**INSTRUCTIONS FOR THE TASK:** Write the records out again exactly, leaving no images in.

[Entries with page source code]
■ ■ ■ ■

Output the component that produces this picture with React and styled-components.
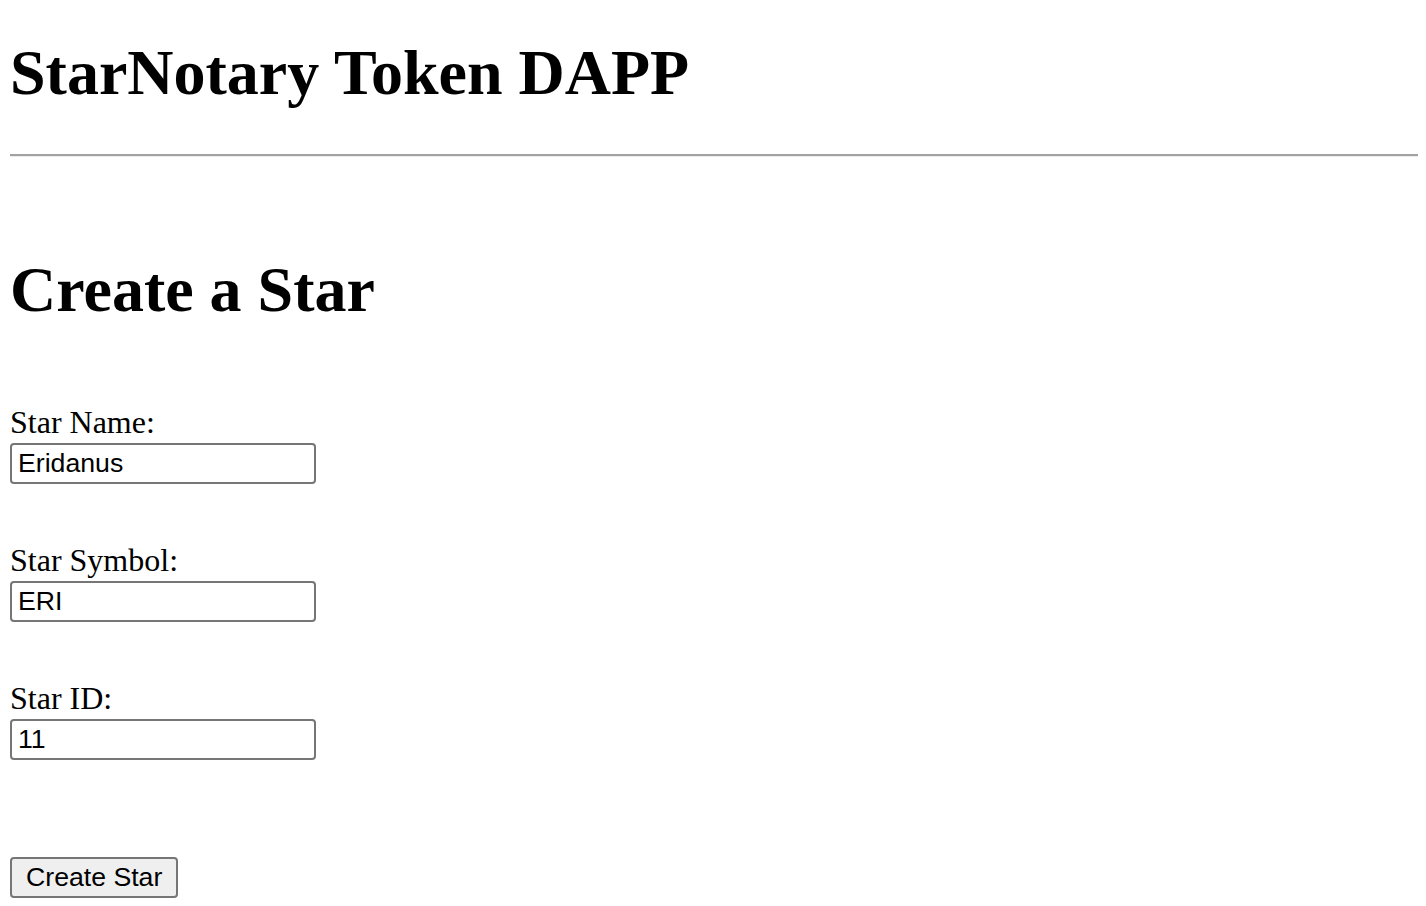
import React from 'react';
import styled, { createGlobalStyle } from 'styled-components';

const GlobalStyle = createGlobalStyle`
  body {
    margin: 0;
    background: #fff;
    color: #000;
    font-family: "Liberation Serif", "Times New Roman", serif;
  }
`;

const Page = styled.div`
  display: flex;
  flex-direction: column;
  align-items: flex-start;
  padding: 0 8px 40px 10px;
`;

const Title = styled.h1`
  margin: ${({ top }) => top}px 0 0 0;
  font-size: 64px;
  line-height: 74px;
  font-weight: bold;
`;

const Divider = styled.hr`
  align-self: stretch;
  margin: 44px 0 0 0;
  height: 0;
  border: none;
  border-top: 2px solid #a2a2a2;
  border-bottom: 1px solid #ececec;
`;

const Field = styled.div`
  display: flex;
  flex-direction: column;
  align-items: flex-start;
  margin-top: ${({ top }) => top}px;
`;

const FieldLabel = styled.label`
  font-size: 32px;
  line-height: 37px;
`;

const TextInput = styled.input`
  box-sizing: border-box;
  margin-top: 2px;
  width: 306px;
  height: 41px;
  padding: 0 6px;
  border: 2px solid #767676;
  border-radius: 4px;
  background: #fff;
  color: #000;
  font-family: "Liberation Sans", Arial, sans-serif;
  font-size: 26.67px;
  outline: none;
`;

const SubmitButton = styled.button`
  box-sizing: border-box;
  margin-top: 97px;
  height: 41px;
  padding: 0 14px;
  border: 2px solid #767676;
  border-radius: 4px;
  background: #efefef;
  color: #000;
  font-family: "Liberation Sans", Arial, sans-serif;
  font-size: 26.67px;
  cursor: pointer;
`;

const fields = [
  { label: 'Star Name:', value: 'Eridanus', top: 77 },
  { label: 'Star Symbol:', value: 'ERI', top: 58 },
  { label: 'Star ID:', value: '11', top: 58 },
];

const App = () => (
  <>
    <GlobalStyle />
    <Page>
      <Title top={36}>StarNotary Token DAPP</Title>
      <Divider />
      <Title top={96}>Create a Star</Title>
      {fields.map((f) => (
        <Field key={f.label} top={f.top}>
          <FieldLabel>{f.label}</FieldLabel>
          <TextInput type="text" defaultValue={f.value} />
        </Field>
      ))}
      <SubmitButton>Create Star</SubmitButton>
    </Page>
  </>
);

export default App;
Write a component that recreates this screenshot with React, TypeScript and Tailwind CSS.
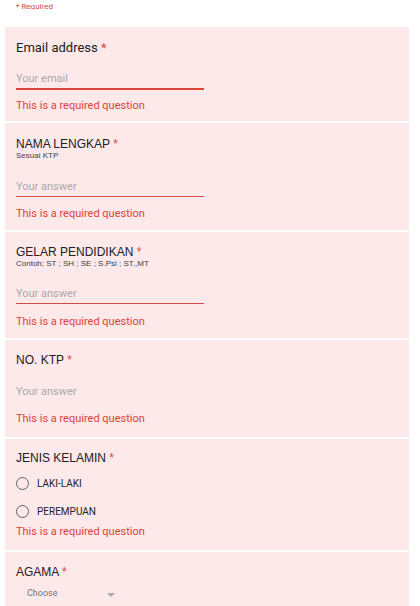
import React from 'react';

const Star = () => <span className="text-[#db4437]"> *</span>;

const ErrorText: React.FC<{ className?: string }> = ({ className = '' }) => (
  <div className={`text-[11px] leading-[14px] text-[#db4437] ${className}`} style={{ fontFamily: 'Roboto, sans-serif' }}>
    This is a required question
  </div>
);

const TextQuestion: React.FC<{
  title: string;
  hint?: string;
  h: string;
  pt: string;
  inputMt: string;
  errMt: string;
  line: 'none' | 'thin';
}> = ({ title, hint, h, pt, inputMt, errMt, line }) => (
  <div className={`bg-[#fde8ea] px-[11px] ${h} ${pt}`}>
    <div className="text-[12px] leading-[14px] text-[#202124]" style={{ fontFamily: '"Liberation Sans", Arial, sans-serif' }}>
      {title}
      <Star />
    </div>
    {hint && (
      <div className="text-[8px] leading-[10px] text-[#3c4043]" style={{ fontFamily: '"Liberation Sans", Arial, sans-serif' }}>
        {hint}
      </div>
    )}
    <div
      className={`${inputMt} w-[188px] h-[18px] flex items-center text-[11px] text-[#aaaaaa] ${
        line === 'thin' ? 'border-b border-[#cf4b43]' : 'border-b border-transparent'
      }`}
      style={{ fontFamily: 'Roboto, sans-serif' }}
    >
      Your answer
    </div>
    <ErrorText className={errMt} />
  </div>
);

const Radio: React.FC<{ label: string }> = ({ label }) => (
  <div className="flex items-center h-[20px]">
    <span className="w-[13px] h-[13px] rounded-full border-[1.5px] border-[#5f6368] box-border" />
    <span className="ml-[8px] text-[10px] text-[#202124]" style={{ fontFamily: 'Roboto, sans-serif' }}>
      {label}
    </span>
  </div>
);

export default function App() {
  return (
    <div className="w-[420px] h-[606px] overflow-hidden bg-white" style={{ fontFamily: 'Roboto, sans-serif' }}>
      <div className="px-[16px] pt-[1px] h-[27px] text-[8px] leading-[12px] text-[#db4437]">* Required</div>
      <div className="ml-[5px] w-[404px] flex flex-col gap-[2px]">
        {/* Email */}
        <div className="bg-[#fde8ea] px-[11px] h-[94px] pt-[13px]">
          <div className="text-[13px] leading-[16px] text-[#202124]">
            Email address
            <Star />
          </div>
          <div className="mt-[14px] w-[188px] h-[20px] flex items-center text-[11px] text-[#aaaaaa] border-b-2 border-[#db4437]">
            Your email
          </div>
          <ErrorText className="mt-[9px]" />
        </div>

        <TextQuestion
          title="NAMA LENGKAP"
          hint="Sesuai KTP"
          h="h-[107px]"
          pt="pt-[14px]"
          inputMt="mt-[18px]"
          errMt="mt-[10px]"
          line="thin"
        />
        <TextQuestion
          title="GELAR PENDIDIKAN"
          hint="Contoh; ST ; SH ; SE ; S.Psi ; ST.,MT"
          h="h-[106px]"
          pt="pt-[13px]"
          inputMt="mt-[17px]"
          errMt="mt-[11px]"
          line="thin"
        />
        <TextQuestion title="NO. KTP" h="h-[97px]" pt="pt-[13px]" inputMt="mt-[17px]" errMt="mt-[10px]" line="none" />

        {/* Jenis kelamin */}
        <div className="bg-[#fde8ea] px-[11px] h-[111px] pt-[12px]">
          <div className="text-[12px] leading-[14px] text-[#202124]" style={{ fontFamily: '"Liberation Sans", Arial, sans-serif' }}>
            JENIS KELAMIN
            <Star />
          </div>
          <div className="mt-[8px] flex flex-col gap-[8px]">
            <Radio label="LAKI-LAKI" />
            <Radio label="PEREMPUAN" />
          </div>
          <ErrorText className="mt-[4px]" />
        </div>

        {/* Agama */}
        <div className="bg-[#fde8ea] px-[11px] pt-[13px] h-[60px]">
          <div className="text-[12px] leading-[14px] text-[#202124]" style={{ fontFamily: '"Liberation Sans", Arial, sans-serif' }}>
            AGAMA
            <Star />
          </div>
          <div className="mt-[7px] ml-[11px] flex items-center h-[16px] text-[9px] text-[#757575]">
            <span className="w-[80px]">Choose</span>
            <svg width="8" height="4" viewBox="0 0 8 4" className="mt-[1px]">
              <path d="M0 0 L8 0 L4 4 Z" fill="#aaaaaa" />
            </svg>
          </div>
        </div>
      </div>
    </div>
  );
}
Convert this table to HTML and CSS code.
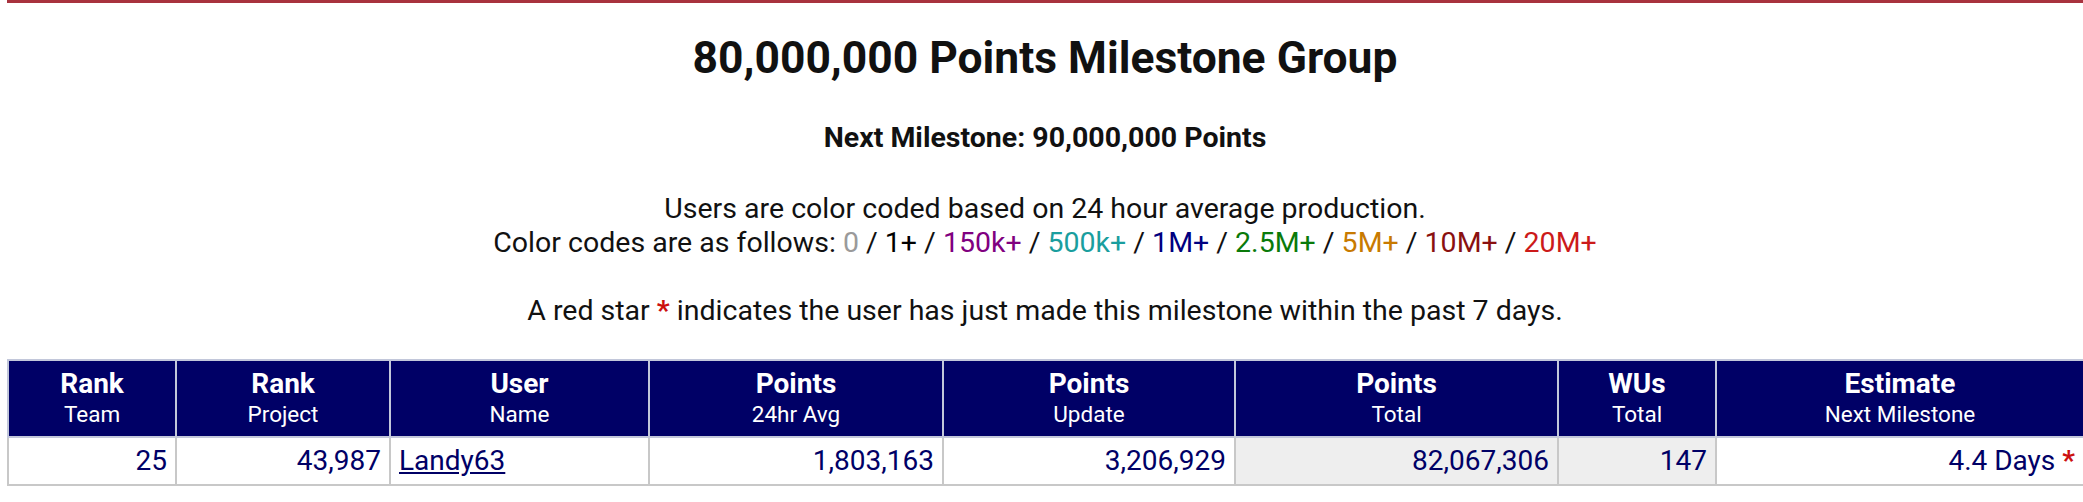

■ ■ ■ ■

**FINAL RESULT:**
Output the component that produces this picture with React and styled-components.
import React from 'react';
import styled, { createGlobalStyle } from 'styled-components';

const GlobalStyle = createGlobalStyle`
  body {
    margin: 0;
    background: #fff;
    color: #000;
    font-family: "Liberation Serif", "Times New Roman", serif;
  }
`;

const Page = styled.div`
  display: flex;
  flex-direction: column;
  align-items: flex-start;
  padding: 0 8px 40px 10px;
`;

const Title = styled.h1`
  margin: ${({ top }) => top}px 0 0 0;
  font-size: 64px;
  line-height: 74px;
  font-weight: bold;
`;

const Divider = styled.hr`
  align-self: stretch;
  margin: 44px 0 0 0;
  height: 0;
  border: none;
  border-top: 2px solid #a2a2a2;
  border-bottom: 1px solid #ececec;
`;

const Field = styled.div`
  display: flex;
  flex-direction: column;
  align-items: flex-start;
  margin-top: ${({ top }) => top}px;
`;

const FieldLabel = styled.label`
  font-size: 32px;
  line-height: 37px;
`;

const TextInput = styled.input`
  box-sizing: border-box;
  margin-top: 2px;
  width: 306px;
  height: 41px;
  padding: 0 6px;
  border: 2px solid #767676;
  border-radius: 4px;
  background: #fff;
  color: #000;
  font-family: "Liberation Sans", Arial, sans-serif;
  font-size: 26.67px;
  outline: none;
`;

const SubmitButton = styled.button`
  box-sizing: border-box;
  margin-top: 97px;
  height: 41px;
  padding: 0 14px;
  border: 2px solid #767676;
  border-radius: 4px;
  background: #efefef;
  color: #000;
  font-family: "Liberation Sans", Arial, sans-serif;
  font-size: 26.67px;
  cursor: pointer;
`;

const fields = [
  { label: 'Star Name:', value: 'Eridanus', top: 77 },
  { label: 'Star Symbol:', value: 'ERI', top: 58 },
  { label: 'Star ID:', value: '11', top: 58 },
];

const App = () => (
  <>
    <GlobalStyle />
    <Page>
      <Title top={36}>StarNotary Token DAPP</Title>
      <Divider />
      <Title top={96}>Create a Star</Title>
      {fields.map((f) => (
        <Field key={f.label} top={f.top}>
          <FieldLabel>{f.label}</FieldLabel>
          <TextInput type="text" defaultValue={f.value} />
        </Field>
      ))}
      <SubmitButton>Create Star</SubmitButton>
    </Page>
  </>
);

export default App;
Write a component that recreates this screenshot with React, TypeScript and Tailwind CSS.
import React from 'react';

const Star = () => <span className="text-[#db4437]"> *</span>;

const ErrorText: React.FC<{ className?: string }> = ({ className = '' }) => (
  <div className={`text-[11px] leading-[14px] text-[#db4437] ${className}`} style={{ fontFamily: 'Roboto, sans-serif' }}>
    This is a required question
  </div>
);

const TextQuestion: React.FC<{
  title: string;
  hint?: string;
  h: string;
  pt: string;
  inputMt: string;
  errMt: string;
  line: 'none' | 'thin';
}> = ({ title, hint, h, pt, inputMt, errMt, line }) => (
  <div className={`bg-[#fde8ea] px-[11px] ${h} ${pt}`}>
    <div className="text-[12px] leading-[14px] text-[#202124]" style={{ fontFamily: '"Liberation Sans", Arial, sans-serif' }}>
      {title}
      <Star />
    </div>
    {hint && (
      <div className="text-[8px] leading-[10px] text-[#3c4043]" style={{ fontFamily: '"Liberation Sans", Arial, sans-serif' }}>
        {hint}
      </div>
    )}
    <div
      className={`${inputMt} w-[188px] h-[18px] flex items-center text-[11px] text-[#aaaaaa] ${
        line === 'thin' ? 'border-b border-[#cf4b43]' : 'border-b border-transparent'
      }`}
      style={{ fontFamily: 'Roboto, sans-serif' }}
    >
      Your answer
    </div>
    <ErrorText className={errMt} />
  </div>
);

const Radio: React.FC<{ label: string }> = ({ label }) => (
  <div className="flex items-center h-[20px]">
    <span className="w-[13px] h-[13px] rounded-full border-[1.5px] border-[#5f6368] box-border" />
    <span className="ml-[8px] text-[10px] text-[#202124]" style={{ fontFamily: 'Roboto, sans-serif' }}>
      {label}
    </span>
  </div>
);

export default function App() {
  return (
    <div className="w-[420px] h-[606px] overflow-hidden bg-white" style={{ fontFamily: 'Roboto, sans-serif' }}>
      <div className="px-[16px] pt-[1px] h-[27px] text-[8px] leading-[12px] text-[#db4437]">* Required</div>
      <div className="ml-[5px] w-[404px] flex flex-col gap-[2px]">
        {/* Email */}
        <div className="bg-[#fde8ea] px-[11px] h-[94px] pt-[13px]">
          <div className="text-[13px] leading-[16px] text-[#202124]">
            Email address
            <Star />
          </div>
          <div className="mt-[14px] w-[188px] h-[20px] flex items-center text-[11px] text-[#aaaaaa] border-b-2 border-[#db4437]">
            Your email
          </div>
          <ErrorText className="mt-[9px]" />
        </div>

        <TextQuestion
          title="NAMA LENGKAP"
          hint="Sesuai KTP"
          h="h-[107px]"
          pt="pt-[14px]"
          inputMt="mt-[18px]"
          errMt="mt-[10px]"
          line="thin"
        />
        <TextQuestion
          title="GELAR PENDIDIKAN"
          hint="Contoh; ST ; SH ; SE ; S.Psi ; ST.,MT"
          h="h-[106px]"
          pt="pt-[13px]"
          inputMt="mt-[17px]"
          errMt="mt-[11px]"
          line="thin"
        />
        <TextQuestion title="NO. KTP" h="h-[97px]" pt="pt-[13px]" inputMt="mt-[17px]" errMt="mt-[10px]" line="none" />

        {/* Jenis kelamin */}
        <div className="bg-[#fde8ea] px-[11px] h-[111px] pt-[12px]">
          <div className="text-[12px] leading-[14px] text-[#202124]" style={{ fontFamily: '"Liberation Sans", Arial, sans-serif' }}>
            JENIS KELAMIN
            <Star />
          </div>
          <div className="mt-[8px] flex flex-col gap-[8px]">
            <Radio label="LAKI-LAKI" />
            <Radio label="PEREMPUAN" />
          </div>
          <ErrorText className="mt-[4px]" />
        </div>

        {/* Agama */}
        <div className="bg-[#fde8ea] px-[11px] pt-[13px] h-[60px]">
          <div className="text-[12px] leading-[14px] text-[#202124]" style={{ fontFamily: '"Liberation Sans", Arial, sans-serif' }}>
            AGAMA
            <Star />
          </div>
          <div className="mt-[7px] ml-[11px] flex items-center h-[16px] text-[9px] text-[#757575]">
            <span className="w-[80px]">Choose</span>
            <svg width="8" height="4" viewBox="0 0 8 4" className="mt-[1px]">
              <path d="M0 0 L8 0 L4 4 Z" fill="#aaaaaa" />
            </svg>
          </div>
        </div>
      </div>
    </div>
  );
}
Convert this table to HTML and CSS code.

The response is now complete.